Mais, contrairement à d’autres leaders dits « populistes », Corbyn et Trump ne viennent pas de formations excentrées sur l’échiquier politique et devraient donc pour cette raison être considérés avec plus de sérieux. Le Labour et le Parti républicain sont des institutions centenaires et conquérir l’électorat de ces partis permettrait à ces deux hommes de rassembler, par la force des choses, des personnes ayant des opinions politiques plus conventionnelles (selon les standards de leurs pays respectifs). Et, au-delà de leurs prises de positions polémiques, Trump et Corbyn sont deux hommes de terrain.

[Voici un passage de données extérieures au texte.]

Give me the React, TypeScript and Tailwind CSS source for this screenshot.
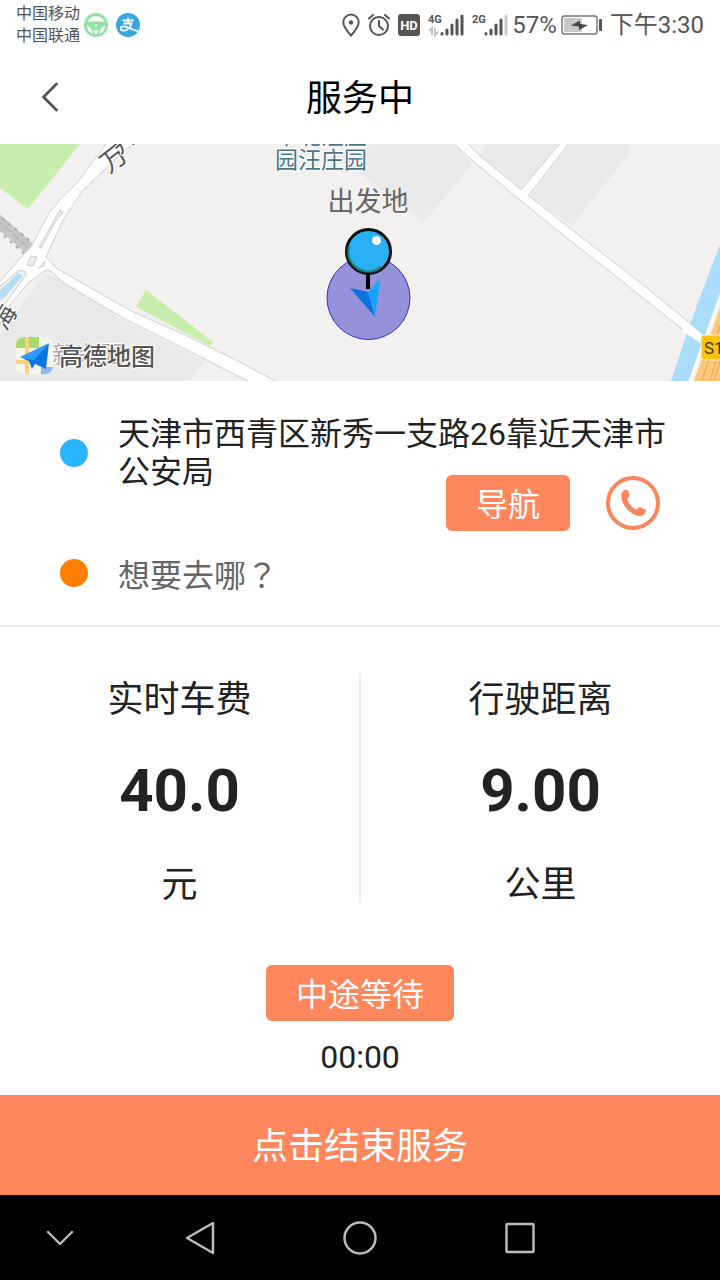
import { ChevronDown, ChevronLeft } from "lucide-react";

function Carriers() {
  return (
    <div className="flex items-center gap-1">
      <div className="text-base leading-[22px] text-[#555555]">
        <p>中国移动</p>
        <p>中国联通</p>
      </div>
      <svg className="size-6" viewBox="0 0 24 24" aria-hidden="true">
        <circle cx="12" cy="12" r="12" fill="#93e3a4" />
        <path d="M3.500 9A9.200 9.200 0 0 1 20.500 9Q12 7.500 3.500 9Z" fill="#fff" />
        <path
          d="M2.700 12.500Q7.500 13.500 8.800 20.800A9.300 9.300 0 0 1 2.700 12.500ZM21.300 12.500Q16.500 13.500 15.200 20.800A9.300 9.300 0 0 0 21.300 12.500Z"
          fill="#fff"
        />
        <path d="M10.800 21.200L9.500 18Q12 16 14.500 18L13.200 21.200Z" fill="#fff" />
        <circle cx="12" cy="12.300" r="1.300" fill="#fff" />
      </svg>
      <svg className="ml-1 size-6" viewBox="0 0 24 24" aria-hidden="true">
        <circle cx="12" cy="12" r="12" fill="#36a6dd" />
        <path
          d="M6.500 7.500H17.500M12 4.500V10.500M7.500 10.500H15.500C14.500 14 11.500 17.700 7.500 17.700C3.800 17.700 3.800 13.300 7.500 13.300C11.500 13.300 15 16.500 22.500 18.300"
          fill="none"
          stroke="#fff"
          strokeWidth="1.800"
        />
      </svg>
    </div>
  );
}

function Signal({ label, weak }: { label: string; weak?: boolean }) {
  return (
    <svg className="h-6 w-9" viewBox="0 0 36 24" aria-hidden="true">
      <text x="0" y="10" fontSize="11" fontWeight="700" fill="#555">
        {label}
      </text>
      {!weak && (
        <path d="M4 22V15L1 18M7 15V22L10 19" fill="none" stroke="#c4c4c4" strokeWidth="2" />
      )}
      <g strokeWidth="3" strokeLinecap="round" stroke="#555">
        <path d="M14 21V20.500M19 21V17M24 21V12M29 21V7" />
        <path d="M34 21V3" stroke={weak ? "#cccccc" : "#555555"} />
      </g>
    </svg>
  );
}

function StatusBar() {
  return (
    <div className="flex h-[50px] items-center justify-between px-4 text-[#555555]">
      <Carriers />
      <div className="flex items-center gap-2 text-2xl">
        <svg className="h-6 w-[18px]" viewBox="0 0 18 24" fill="none" stroke="#555" strokeWidth="2" aria-hidden="true">
          <path d="M9 22.500C5 18 1.300 14 1.300 9.300A7.700 7.700 0 0 1 16.700 9.300C16.700 14 13 18 9 22.500Z" />
          <circle cx="9" cy="9.500" r="2.200" fill="#555" stroke="none" />
        </svg>
        <svg className="h-6 w-[22px]" viewBox="0 0 22 24" fill="none" stroke="#555" strokeWidth="2" aria-hidden="true">
          <circle cx="11" cy="13" r="9" />
          <path d="M11 8V13L15 16.500M1 5.500L5 2M21 5.500L17 2" strokeLinecap="round" />
        </svg>
        <svg className="h-6 w-[22px]" viewBox="0 0 22 24" aria-hidden="true">
          <rect y="1" width="22" height="22" rx="3" fill="#555" />
          <text x="11" y="17" fontSize="13" fontWeight="700" fill="#fff" textAnchor="middle">
            HD
          </text>
        </svg>
        <Signal label="4G" />
        <Signal label="2G" weak />
        <span className="-mx-1">57%</span>
        <svg className="h-5 w-[41px]" viewBox="0 0 41 20" aria-hidden="true">
          <rect x="1" y="1" width="35" height="18" rx="2.500" fill="#fff" stroke="#777" strokeWidth="1.500" />
          <rect x="3" y="3" width="18" height="14" fill="#c8c8c8" />
          <path d="M10 10.500L19 5.500V9L27 10L18 15V11.500Z" fill="#444" />
          <rect x="38" y="4" width="3" height="12" rx="1" fill="#555" />
        </svg>
        <span>下午3:30</span>
      </div>
    </div>
  );
}

function TripMap() {
  return (
    <svg
      className="block w-full"
      viewBox="0 0 720 237"
      role="img"
      aria-label="高德地图"
      strokeLinejoin="round"
    >
      <rect width="720" height="237" fill="#f2f1f0" />
      {/* blocks */}
      <path d="M45 130L60 135L120 175L204 217L190 237H0V190Z" fill="#e9e9e9" />
      <path d="M335 10L375 0H455L472 20L424 78Z" fill="#e9e9e9" />
      <path d="M486 0H558L521 47L480 11ZM570 0H630V8L572 82L530 51Z" fill="#e9e9e9" />
      <path d="M0 0H80L28 65L0 44Z" fill="#c8eeae" />
      <path d="M146 146L213 198L210 202L136 163Z" fill="#c8eeae" />
      {/* railway */}
      <path d="M-4 75L31 106" stroke="#c5c5c5" strokeWidth="12" />
      <path d="M-4 69L35 101M-8 81L27 112" stroke="#aaa" strokeDasharray="3 5" strokeWidth="2" />
      <path d="M-4 75L31 106" stroke="#aaa" strokeDasharray="8 3" />
      {/* roads */}
      <g fill="#fff" stroke="#cfcfcf">
        <path d="M108 -2L77 39Q60 54 49 69L31 103L21 113L-2 140V180L6 166L28 139L46 126L51 127L64 139L123 174L183 204L250 238H277L236 216L183 190L133 168L89 143L56 124L46 113L63 76L83 46L134 -2Z" />
        <path d="M466 -2L480 12L523 47L580 92L647 144L702 189V201L687 189L613 130L553 83L480 23L452 -2Z" />
        <path d="M561 -2L521 46L528 52L570 -2Z" />
      </g>
      <path d="M520 48L527 53" stroke="#fff" strokeWidth="5" />
      <path d="M39 103L60 66L63 68L56 77L41 104Z" fill="#eee" stroke="#ccc" />
      <path d="M31 112L37 113L33 122L27 121ZM39 124L45 117L44 122Z" fill="#eee" stroke="#ccc" />
      <path d="M-2 144L18 127Q25 125 26 131L2 164H-2Z" fill="#f2f1f0" stroke="#ccc" />
      <path d="M-1 147L18 129L23 132L4 154L-1 156Z" fill="#b4ddf5" />
      {/* river and highway */}
      <path d="M722 95L690 180L671 237H690L722 148Z" fill="#aadcfb" />
      <path d="M722 148L690 237" stroke="#fff" strokeWidth="3" />
      <path d="M722 158L694 237H722Z" fill="#ffc878" />
      <path d="M722 176L702 237M722 196L710 237M722 210L714 237" stroke="#dfa050" />
      <path d="M686 177L702 190V200L682 187Z" fill="#fff" />
      <rect x="701" y="191" width="26" height="25" rx="3" fill="#fbc414" stroke="#fff2c8" />
      <text x="704" y="210" fontSize="17" fill="#4a3a10">
        S1
      </text>
      {/* place names */}
      <g fill="#555" stroke="#fff" strokeWidth="2" paintOrder="stroke" fontSize="24">
        <text transform="translate(109 30) rotate(-38)" fontSize="26">
          万
        </text>
        <text transform="translate(120 11) rotate(-42)">卉</text>
        <text transform="translate(6 188) rotate(-60)">海</text>
        <g fill="#4a7689" fontSize="23">
          <text x="275" y="0">
            中北汪庄
          </text>
          <text x="275" y="24">
            园汪庄园
          </text>
        </g>
        <text x="52" y="219" fill="#aaa">
          新兴园
        </text>
      </g>
      <text x="368" y="67" fontSize="27" fill="#666" textAnchor="middle">
        出发地
      </text>
      {/* current position */}
      <circle cx="368.500" cy="154" r="41.500" fill="#9392da" stroke="#3430b8" />
      <path d="M368 126V145" stroke="#000" strokeWidth="4" />
      <circle cx="368.500" cy="107.500" r="22" fill="#29b1f8" stroke="#0b1010" strokeWidth="3" />
      <path d="M349 102A20 20 0 0 0 381 123" fill="none" stroke="#18785f" strokeOpacity="0.6" strokeWidth="3" />
      <circle cx="376.500" cy="96.500" r="4.500" fill="#fff" />
      <path d="M350 144L368 148L375 173Z" fill="#0d72dd" />
      <path d="M368 148L380 135L375 173Z" fill="#12a5fa" />
      {/* provider logo */}
      <clipPath id="logo">
        <rect x="16" y="193" width="37" height="37" rx="8" />
      </clipPath>
      <g clipPath="url(#logo)">
        <rect x="16" y="193" width="37" height="37" fill="#f7f4ea" />
        <path d="M16 193H39V204H16Z" fill="#a5d96b" />
        <path d="M41 223H53V230H41Z" fill="#8db8f5" />
        <path d="M27 193V230M16 218H40" stroke="#fbd07a" strokeWidth="4" />
      </g>
      <path d="M20 213L49 199L34 217Z" fill="#2b9df7" />
      <path d="M49 199L46 225L20 213L34 216ZM29 217L35 220L32 225Z" fill="#0c76e0" />
      <text
        x="59"
        y="221"
        fontSize="24"
        fontWeight="500"
        fill="#555"
        stroke="#fff"
        strokeWidth="2"
        paintOrder="stroke"
      >
        高德地图
      </text>
    </svg>
  );
}

function Stat({ label, value, unit }: { label: string; value: string; unit: string }) {
  return (
    <div className="flex flex-1 flex-col items-center">
      <h2 className="text-4xl leading-[54px]">{label}</h2>
      <p className="mt-7 mb-10 text-6xl leading-[72px] font-bold">{value}</p>
      <p className="text-4xl leading-9">{unit}</p>
    </div>
  );
}

export default function App() {
  return (
    <div className="flex min-h-screen flex-col bg-white font-[Roboto,'Noto_Sans_CJK_SC',sans-serif] text-[#222222]">
      <StatusBar />
      <header className="grid h-[94px] grid-cols-[1fr_auto_1fr] items-center px-6 text-black">
        <button aria-label="返回" className="w-fit text-[#555555]">
          <ChevronLeft className="size-[52px]" strokeWidth={1.3} />
        </button>
        <h1 className="pt-1 text-4xl">服务中</h1>
      </header>

      <TripMap />

      <main className="flex flex-1 flex-col">
        <section className="border-b-2 border-[#eeeeee] px-[60px] pt-[34px] pb-[30px] text-[32px]">
          <div className="flex items-center gap-[30px]">
            <span className="size-7 shrink-0 rounded-full bg-[#29b6ff]" />
            <p className="-mr-2 flex-1 leading-[38px]">天津市西青区新秀一支路26靠近天津市公安局</p>
          </div>
          <div className="-mt-4 flex items-center justify-end gap-9">
            <button className="h-14 rounded-md bg-[#ff875b] px-[30px] pt-1 text-white">导航</button>
            <button
              aria-label="电话"
              className="flex size-[54px] items-center justify-center rounded-full border-4 border-[#f58660] text-[#f58660]"
            >
              <svg className="size-7" viewBox="0 0 28 28" fill="currentColor" aria-hidden="true">
                <path d="M2.500 4.500C3.500 1.500 7.500-0.500 9 1.500L10.500 6C11 8 7.800 8.800 8.200 10.200C9.500 14.500 13.500 18.700 17.200 20.500C18.800 21 19.500 17.700 21.800 18.500L26.300 20.500C28 22.500 25.500 26.500 22 27C12 27.500 0.500 14.500 2.500 4.500Z" />
              </svg>
            </button>
          </div>
          <label className="mt-5 flex items-center gap-[30px]">
            <span className="size-7 shrink-0 rounded-full bg-[#ff8000]" />
            <input
              aria-label="目的地"
              placeholder="想要去哪？"
              className="h-11 min-w-0 flex-1 font-['Noto_Sans_CJK_TC',sans-serif] outline-none placeholder:text-[#666666]"
            />
          </label>
        </section>

        <section className="mt-[46px] flex divide-x-2 divide-[#eeeeee]">
          <Stat label="实时车费" value="40.0" unit="元" />
          <Stat label="行驶距离" value="9.00" unit="公里" />
        </section>

        <section className="mt-[62px] flex flex-1 flex-col items-center text-[32px]">
          <button className="h-14 rounded-md bg-[#ff875b] px-[30px] pt-1 text-white">中途等待</button>
          <time className="mt-4 leading-10">00:00</time>
        </section>
      </main>

      <button className="h-[100px] bg-[#ff875b] pt-1 text-4xl text-white">点击结束服务</button>
      <nav className="grid h-[85px] grid-cols-[3fr_4fr_4fr_4fr_3fr] place-items-center bg-black text-[#bbbbbb]">
        <button aria-label="收起">
          <ChevronDown className="size-12" strokeWidth={1.2} />
        </button>
        <button aria-label="后退">
          <svg className="size-9" viewBox="0 0 36 36" fill="none" stroke="currentColor" strokeWidth="2.500">
            <path d="M31 3V33L5 18Z" strokeLinejoin="round" />
          </svg>
        </button>
        <button aria-label="主页">
          <svg className="size-9" viewBox="0 0 36 36" fill="none" stroke="currentColor" strokeWidth="2.500">
            <circle cx="18" cy="18" r="15.500" />
          </svg>
        </button>
        <button aria-label="最近任务">
          <svg className="size-9" viewBox="0 0 36 36" fill="none" stroke="currentColor" strokeWidth="2.500">
            <rect x="4.500" y="4" width="27" height="28" rx="1" />
          </svg>
        </button>
      </nav>
    </div>
  );
}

Corbyn connaît les réalités sociales de très près tandis que Trump, en bon entrepreneur, a l’expérience des subtilités de l’économie pratique. Autant dire qu’une fois arrivés au pouvoir, ces deux hommes sauraient sans doute faire preuve de plus de sagesse que pendant leurs campagnes. Mais plutôt que de tirer des plans sur la comète, il vaudrait mieux se réjouir d’une chose qui fait si peur à nos journalistes : la réintroduction d’une goutte d’incertitude dans notre avenir politique.